If soap and water isn’t available, health organizations recommend alcohol rubs. We’re not huge fans of alcohol rubs, but we love Bentley’s alcohol free hand sanitizer that has been scientifically proven to be just as effective using a lot of natural, organic ingredients instead. Awesome.
Washing your hands is a great start, but that alone isn’t enough. There is a few simple rules I live by and have taught our daughter since she was very little.
- Cover your mouth and nose with a tissue when you cough or sneeze. Then put that tissue in the bin (and wash your hands).
- Avoid touching your eyes, nose or mouth.
- Avoid close contact with sick people – it’s okay to say no to shaking someone’s hand or giving them a hug if they’re sick.
Boost your immune system
We aren’t huge fans of fads at Ergohacks and will not be recommending supplements, shakes or super foods. We believe in just being sensible:
- Eat healthy foods, lots of fresh food with plenty of fruit, vegetables, unsaturated fats and wholegrains.
- Drink plenty of water.
- Be active, exercise regularly. Most people are not exercising nearly enough. Here is how much you actually need.
- Aim to maintain a healthy weight.
- Sleep well and get enough sleep.
- Don’t smoke.
- If you drink, drink alcohol in moderation.
What about the Flu vaccine?
Flu vaccination is not a guarantee. On average, it’s a 50/50 chance to not get sick when you would’ve otherwise. Cold and flu viruses are well-known for mutating and some winters the strain that pre-dominates may not have been vaccinated for, such as the circulation of influenza A(H3N2) subtype viruses in 2014-15 that reduced the effectiveness of the vaccine from 50% to 3%*.

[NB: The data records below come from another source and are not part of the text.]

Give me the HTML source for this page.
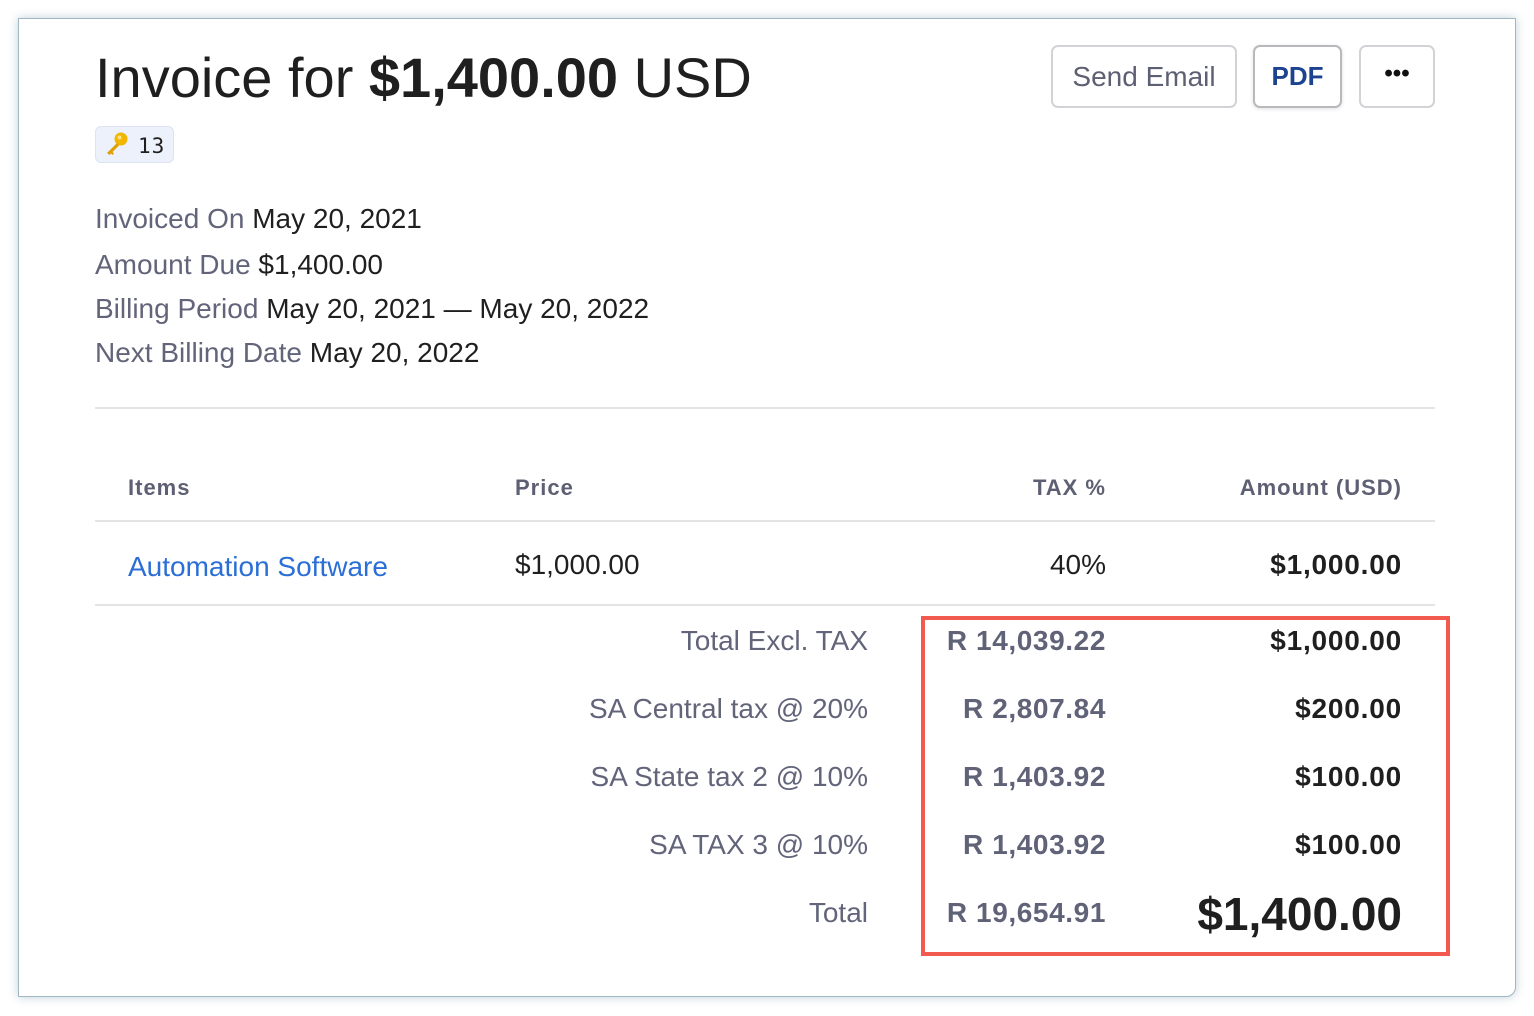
<!DOCTYPE html>
<html><head><meta charset="utf-8"><style>
body{margin:0;width:1534px;height:1016px;background:#fff;font-family:"Liberation Sans",sans-serif;position:relative;overflow:hidden}
.card{position:absolute;left:18px;top:18px;width:1496px;height:977px;border:1px solid #9fb6c3;border-radius:0 0 10px 0;box-shadow:0 0 10px rgba(120,150,170,.45);background:#fff}
.t{position:absolute;line-height:1;white-space:nowrap}
.r{text-align:right}
.g{color:#62647a}
.k{color:#1f1f1f}
.hr{position:absolute;left:95px;width:1340px;height:2px;background:#e4e4e6}
.btn{position:absolute;top:45px;height:63px;border:2px solid #d3d3d7;border-radius:7px;background:#fff;box-sizing:border-box;display:flex;align-items:center;justify-content:center;font-size:28px}
.h{font-size:22px;font-weight:bold;color:#5d5f73;letter-spacing:1px;top:477px}
.v{font-size:28px;top:627px}
.rv{font-size:28px;font-weight:bold;color:#606278;letter-spacing:.6px}
.av{font-size:28px;font-weight:bold;letter-spacing:.8px}
</style></head><body>
<div class="card"></div>
<div class="t k" style="left:95px;top:50px;font-size:56px">Invoice for <b>$1,400.00</b> USD</div>
<div style="position:absolute;left:95px;top:126px;width:79px;height:37px;background:#edf1fb;border:1px solid #dce3f2;border-radius:6px;box-sizing:border-box"></div>
<svg style="position:absolute;left:104px;top:131px" width="26" height="26" viewBox="0 0 26 26"><circle cx="17" cy="8" r="6.5" fill="#f2b600"/><circle cx="15.5" cy="6.5" r="2" fill="#ffe680"/><path d="M13 12 L3 22 L5.5 24 L7 22.5 L8.5 24 L10 22.5 L8.5 21 L15 14.5Z" fill="#e0a000"/></svg>
<div class="t k" style="left:138px;top:136px;font-size:21px;font-family:'DejaVu Sans Mono','Liberation Mono',monospace;letter-spacing:1px">13</div>
<div class="btn g" style="left:1051px;width:186px;color:#5d5f73">Send Email</div>
<div class="btn" style="left:1253px;width:89px;color:#1d4290;border-color:#b9b9bd;box-shadow:0 1px 4px rgba(0,0,0,.12);font-weight:bold;font-size:26px">PDF</div>
<div class="btn" style="left:1359px;width:76px;color:#111;font-weight:bold;font-size:24px;padding-bottom:6px">•••</div>
<div class="t" style="left:95px;top:205px;font-size:28px"><span class="g">Invoiced On</span> <span class="k">May 20, 2021</span></div>
<div class="t" style="left:95px;top:251px;font-size:28px"><span class="g">Amount Due</span> <span class="k">$1,400.00</span></div>
<div class="t" style="left:95px;top:295px;font-size:28px"><span class="g">Billing Period</span> <span class="k">May 20, 2021 — May 20, 2022</span></div>
<div class="t" style="left:95px;top:339px;font-size:28px"><span class="g">Next Billing Date</span> <span class="k">May 20, 2022</span></div>
<div class="hr" style="top:407px"></div>
<div class="t h" style="left:128px">Items</div>
<div class="t h" style="left:515px">Price</div>
<div class="t h r" style="right:428px">TAX %</div>
<div class="t h r" style="right:132px">Amount (USD)</div>
<div class="hr" style="top:520px"></div>
<div class="t" style="left:128px;top:553px;font-size:28px;color:#2b6fd6">Automation Software</div>
<div class="t k" style="left:515px;top:551px;font-size:28px">$1,000.00</div>
<div class="t k r" style="right:428px;top:551px;font-size:28px">40%</div>
<div class="t k r av" style="right:132px;top:551px">$1,000.00</div>
<div class="hr" style="top:604px"></div>
<div style="position:absolute;left:921px;top:616px;width:529px;height:340px;border:4px solid #f25a4f;box-sizing:border-box"></div>
<div class="t g r" style="right:666px;top:627px;font-size:28px">Total Excl. TAX</div>
<div class="t g r" style="right:666px;top:695px;font-size:28px">SA Central tax @ 20%</div>
<div class="t g r" style="right:666px;top:763px;font-size:28px">SA State tax 2 @ 10%</div>
<div class="t g r" style="right:666px;top:831px;font-size:28px">SA TAX 3 @ 10%</div>
<div class="t g r" style="right:666px;top:899px;font-size:28px">Total</div>
<div class="t r rv" style="right:428px;top:627px">R 14,039.22</div>
<div class="t r rv" style="right:428px;top:695px">R 2,807.84</div>
<div class="t r rv" style="right:428px;top:763px">R 1,403.92</div>
<div class="t r rv" style="right:428px;top:831px">R 1,403.92</div>
<div class="t r rv" style="right:428px;top:899px">R 19,654.91</div>
<div class="t k r av" style="right:132px;top:627px">$1,000.00</div>
<div class="t k r av" style="right:132px;top:695px">$200.00</div>
<div class="t k r av" style="right:132px;top:763px">$100.00</div>
<div class="t k r av" style="right:132px;top:831px">$100.00</div>
<div class="t k r" style="right:132px;top:891px;font-size:46px;font-weight:bold">$1,400.00</div>
</body></html>
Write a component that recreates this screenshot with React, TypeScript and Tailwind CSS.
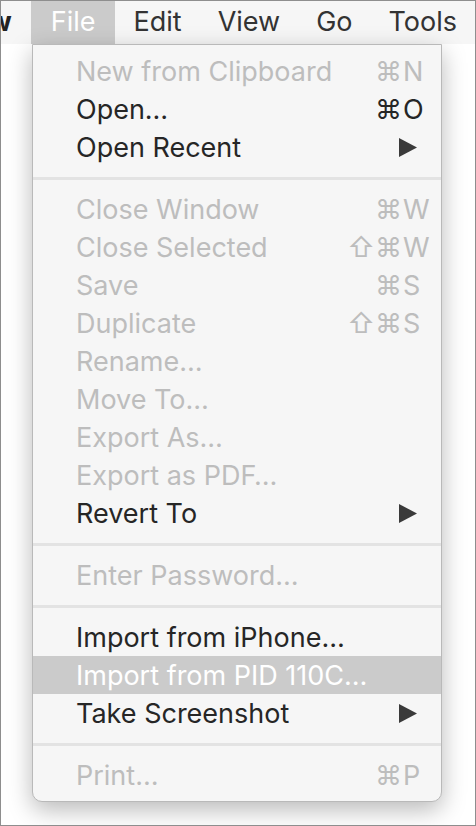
import React from "react";

type Item =
  | { type: "sep" }
  | {
      type: "item";
      label: string;
      disabled?: boolean;
      highlighted?: boolean;
      mods?: string;
      keyChar?: string;
      submenu?: boolean;
    };

const items: Item[] = [
  { type: "item", label: "New from Clipboard", disabled: true, mods: "⌘", keyChar: "N" },
  { type: "item", label: "Open…", mods: "⌘", keyChar: "O" },
  { type: "item", label: "Open Recent", submenu: true },
  { type: "sep" },
  { type: "item", label: "Close Window", disabled: true, mods: "⌘", keyChar: "W" },
  { type: "item", label: "Close Selected", disabled: true, mods: "⇧⌘", keyChar: "W" },
  { type: "item", label: "Save", disabled: true, mods: "⌘", keyChar: "S" },
  { type: "item", label: "Duplicate", disabled: true, mods: "⇧⌘", keyChar: "S" },
  { type: "item", label: "Rename…", disabled: true },
  { type: "item", label: "Move To…", disabled: true },
  { type: "item", label: "Export As…", disabled: true },
  { type: "item", label: "Export as PDF…", disabled: true },
  { type: "item", label: "Revert To", submenu: true },
  { type: "sep" },
  { type: "item", label: "Enter Password…", disabled: true },
  { type: "sep" },
  { type: "item", label: "Import from iPhone…" },
  { type: "item", label: "Import from PID 110C…", highlighted: true },
  { type: "item", label: "Take Screenshot", submenu: true },
  { type: "sep" },
  { type: "item", label: "Print…", disabled: true, mods: "⌘", keyChar: "P" },
];

function Arrow() {
  return (
    <svg width="18" height="19" viewBox="0 0 18 19" className="block">
      <polygon points="0,0 18,9.5 0,19" fill="#3a3a3a" />
    </svg>
  );
}

export default function App() {
  return (
    <div
      className="relative w-[476px] h-[826px] border border-[#8e8e8e] bg-white overflow-hidden"
      style={{ fontFamily: "Inter, 'Noto Sans', sans-serif" }}
    >
      {/* Menu bar */}
      <div className="h-[43px] bg-[#f6f6f6] flex items-stretch text-[27px] text-[#333333] overflow-hidden">
        <div className="w-[31px] flex items-center justify-end overflow-hidden pr-[19px] font-bold text-[#222]">
          <span className="whitespace-nowrap">w</span>
        </div>
        <div className="flex items-center bg-[#cbcbcb] text-white px-[20px]">File</div>
        <div className="flex items-center px-[18px]">Edit</div>
        <div className="flex items-center px-[18px]">View</div>
        <div className="flex items-center px-[18px]">Go</div>
        <div className="flex items-center px-[18px]">Tools</div>
      </div>

      {/* Dropdown menu */}
      <div className="absolute left-[31px] top-[43px] w-[410px] bg-[#f6f6f6] border border-[#b9b9b9] rounded-b-[10px] py-[7px] shadow-[0_8px_24px_rgba(0,0,0,0.28)] text-[27px]">
        {items.map((it, i) => {
          if (it.type === "sep") {
            return (
              <div key={i} className="h-[24px] flex items-center">
                <div className="h-[3px] w-full bg-[#e3e3e3]" />
              </div>
            );
          }
          const color = it.highlighted
            ? "text-white"
            : it.disabled
            ? "text-[#bdbdbd]"
            : "text-[#262626]";
          return (
            <div
              key={i}
              className={`h-[38px] flex items-center pl-[43px] ${
                it.submenu ? "pr-[24px]" : "pr-[15px]"
              } ${it.highlighted ? "bg-[#cbcbcb]" : ""} ${color}`}
            >
              <span className="flex-1 whitespace-nowrap leading-none">{it.label}</span>
              {it.keyChar && (
                <span className="flex items-center leading-none">
                  <span className="text-right">{it.mods}</span>
                  <span className="w-[24px] pl-[1px]">{it.keyChar}</span>
                </span>
              )}
              {it.submenu && <Arrow />}
            </div>
          );
        })}
      </div>
    </div>
  );
}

It’s worth thinking about getting vaccinated, particularly if you are at higher risk. The NHS provides free vaccination for a subset of the population – anyone over 65, pregnant women, people with certain medical conditions, like diabetes, asthma treated with steroid tablets/inhalers, Parkinson’s and motor neurone disease, anyone with a weakened immune system. Children aged 2-7 receive the vaccination via nasal spray. Under 5’s usually receive it through their doctor’s surgery, whilst reception, year 1 and year 2 children are often vaccinated at school. Children with chronic health conditions like diabetes and asthma continue to receive the nasal spray vaccine usually until they are 17. Carers and health care workers are also eligible. There is a comprehensive list on NHS.uk here.

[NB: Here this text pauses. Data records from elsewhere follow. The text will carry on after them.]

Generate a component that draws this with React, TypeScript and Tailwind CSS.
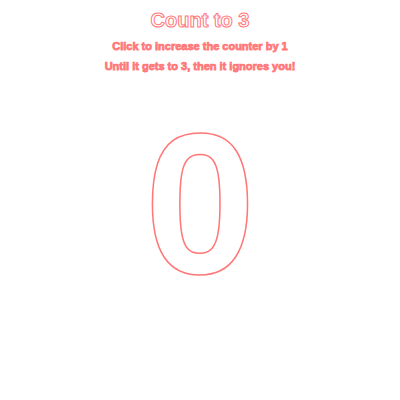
import React, { useState } from "react";

export default function App() {
  const [count, setCount] = useState(0);
  return (
    <div
      className="flex flex-col items-center w-[400px] h-[400px] bg-white pt-[6px] select-none"
      style={{ fontFamily: '"Liberation Sans", Arial, sans-serif' }}
    >
      <h1 className="text-[20px] leading-[28px] font-bold text-white [-webkit-text-stroke:1px_#ff7777]">
        Count to 3
      </h1>
      <p className="mt-[2px] text-[11px] leading-[20px] font-bold text-[#ff7777] [-webkit-text-stroke:0.75px_#ff7777]">
        Click to increase the counter by 1
      </p>
      <p className="text-[11px] leading-[20px] font-bold text-[#ff7777] [-webkit-text-stroke:0.75px_#ff7777]">
        Until it gets to 3, then it ignores you!
      </p>
      <button
        onClick={() => setCount((c) => (c < 3 ? c + 1 : c))}
        className="mt-[28px] text-[200px] leading-none font-bold text-white [-webkit-text-stroke:1.5px_#ff7777] bg-transparent"
      >
        {count}
      </button>
    </div>
  );
}
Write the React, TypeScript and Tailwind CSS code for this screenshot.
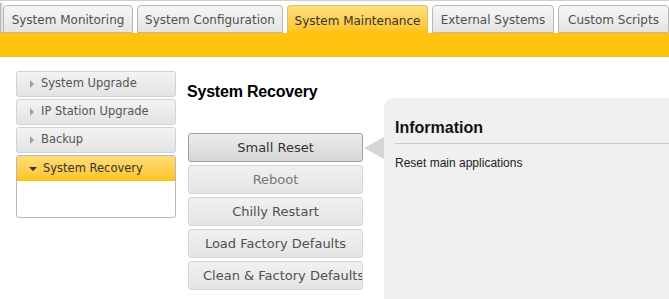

It is mainly up to the discretion of your doctor whether you can receive a flu vaccination on the NHS, if in doubt, ring your surgery. For those who do not qualify but would like to be vaccinated, high street pharmacies as well as many doctor surgeries offer a flu jab privately for around £10.
Flu viruses change and the vaccine is updated each year, so never think that getting it once will be good enough. The best time to get your annual flu vaccine is in the Autumn, October and early November. It remains available throughout the winter, but if you’re going to get the extra protection, might as well get it at the start of the season.
Don’t share the germs
If you have been unlucky enough to get the flu, don’t infect others. Avoid close contact with other people and stay at home for at least 24 hours after your fever has gone.
Clean and disinfect all surfaces that may be contaminated – common culprits we don’t think about is coats (washed less often than other clothing), door handles, furniture – coffee tables, bed frames, the couch, furnishings – the blankets we snuggled under on the couch, cushions, pillows, blankets and towels, particularly hand towels we use to dry nice clean hands after we washed them thoroughly.
It is more eco-friendly to use lower temperatures for laundry, but use a high temperature and bleach* to clean laundry that may be contaminated to reduce the spread of infection.